The inspections identified a long list of alleged infractions, many of which were highly specific (such as a shortage of ingredients that lasted for a matter of minutes). These inspections culminated in the franchisor asserting a right to terminate immediately, along with an offer that the termination be made effective after 90 days during which the franchisee would have an opportunity to sell, but the franchisor would operate the franchise for its own account. The franchisee was given 2 days in which to accept the offer. In addition, the franchisor began stationing an inspector full time in the plaintiff’s shop so that the franchisor could note, and correct, errors in real time as they occurred.

A Notice of Termination was eventually delivered.

II. The Court’s Decision

The Court in Kevito granted a temporary injunction, restraining the Chatime franchisor from terminating the franchisee’s franchise agreement, and preventing the franchisor from interfering with the franchisee’s franchise business, until such time as a full trial can take place or further order of the court.

As we discussed in one of our earlier posts concerning injunctions in franchising, a party seeking an injunction must meet a three-part test before the Court will grant the injunctive relief: the plaintiff must show that, even at this early stage of the litigation, there is already a “serious issue to be tried”, that the plaintiff will suffer “irreparable harm” (generally meaning a loss that cannot be compensated for by an award of damages), and that the “balance of convenience” weighs in favour of granting the injunction rather than denying it. 

The Court found that the franchisee stood to suffer irreparable harm if the franchisor were not restrained from terminating, because the franchisee’s business would be destroyed; the Court was concerned with preserving the status quo until trial. On the balance of convenience, the Court again sided with the franchisee, preferring the franchisee’s evidence that its alleged infractions of the system standards were minimal and un-impactful to the system, over the franchisor’s evidence of any realistic concerns about health and safety.

The question of whether the franchisee had raised a serious issues to be tried turned on the duty of good faith and how that duty impacts on a franchisor’s enforcement of its system standards.

  1. Good Faith and Fair Dealing in the Franchise Relationship

Following earlier court decisions, the Court emphasized that a franchisor owes a duty to the franchisee to act in a way that can be characterized not only as honest, but as commercially reasonable, reflecting the unique relationship between a franchisee and a franchisor.

In granting the injunction, the Court accepted that the franchisee had raised a “serious issue to be tried” by its evidence that the franchisor’s conduct leading up to, and including termination, was a breach of the franchisor’s duty of good faith and fair dealing owed under the Arthur Wishart Act and at common law.

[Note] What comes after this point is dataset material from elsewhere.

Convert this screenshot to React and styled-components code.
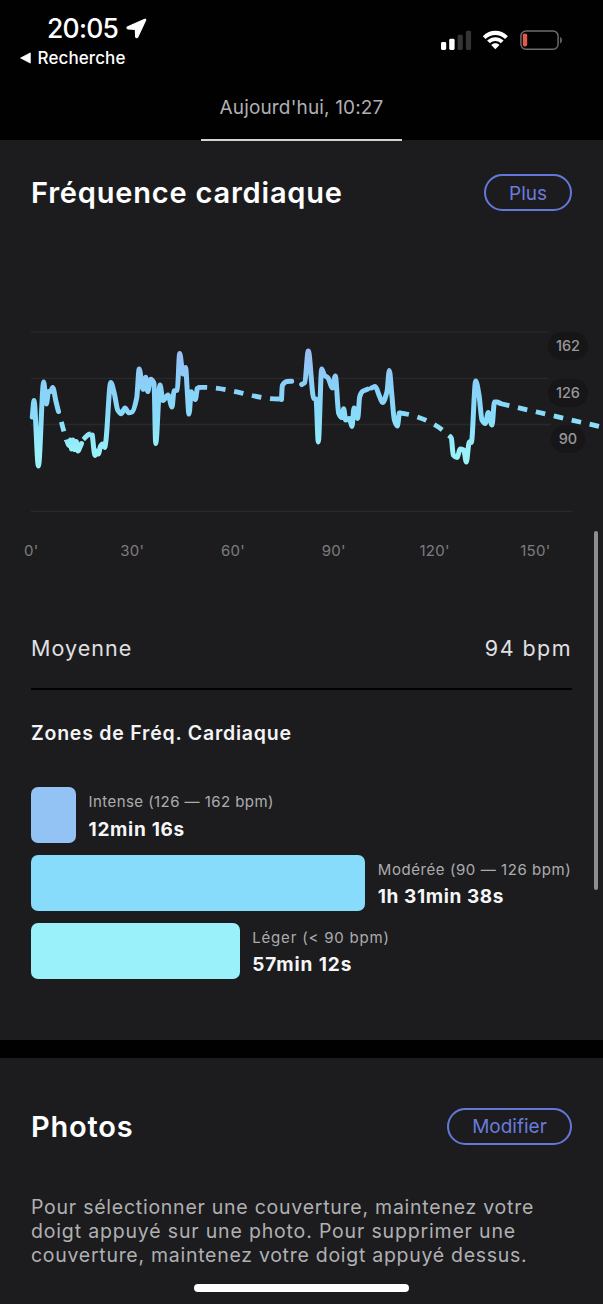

Amongst other things, the Court noted evidence that the plaintiff was singled out for system-wide deficiencies including with respect to standards not adhered to in the franchisor’s own corporate-run stores.

  1. The Perils of Terminating Based on an Alleged Failure to Comply with System Standards

A common feature of franchise agreements is the franchisor’s requirement that the franchisee strictly comply with the system’s standards and specifications. The franchisee’s failure to comply with those standards is usually grounds for terminating the franchise agreement.

The Chatime franchise agreement imposed standards that the Court found to be “severe”. The Court was sympathetic to the franchisee’s complaint that those standards were all but impossible fully to adhere to, and to the franchisee’s argument that the requirement of good faith, under both the Arthur Wishart Act and at common law, must “temper these extremes”, particularly when the Chatime franchisor (as is typically the case) retained the right to modify those standards unilaterally.

III. Key Takeaways

The Kevito decision should serve as a reminder to franchisors that, even if they enjoy unbridled contractual discretion to impose system standards on their franchisees, the exercise of that discretion will be subject to the duty of good faith. As a practical matter, that means that franchisors should take care not to engage in unreasonably onerous enforcement mechanisms and should be cautious about unjustifiably singling out any particular franchisee for non-compliance. The franchisor should place itself on a footing from which it can justify the manner of its enforcement of its standards. Regard to the legitimate interests of the franchisee is required. The Court in Kevito has signalled that courts will closely scrutinize allegations of a franchisee’s non-compliance with system standards; that scrutiny will be particularly close when the standards are broadly defined, subject to change, and capable of unduly onerous enforcement standards and mechanisms.

Hoffer Adler LLP represented the franchisee in the Kevito decision.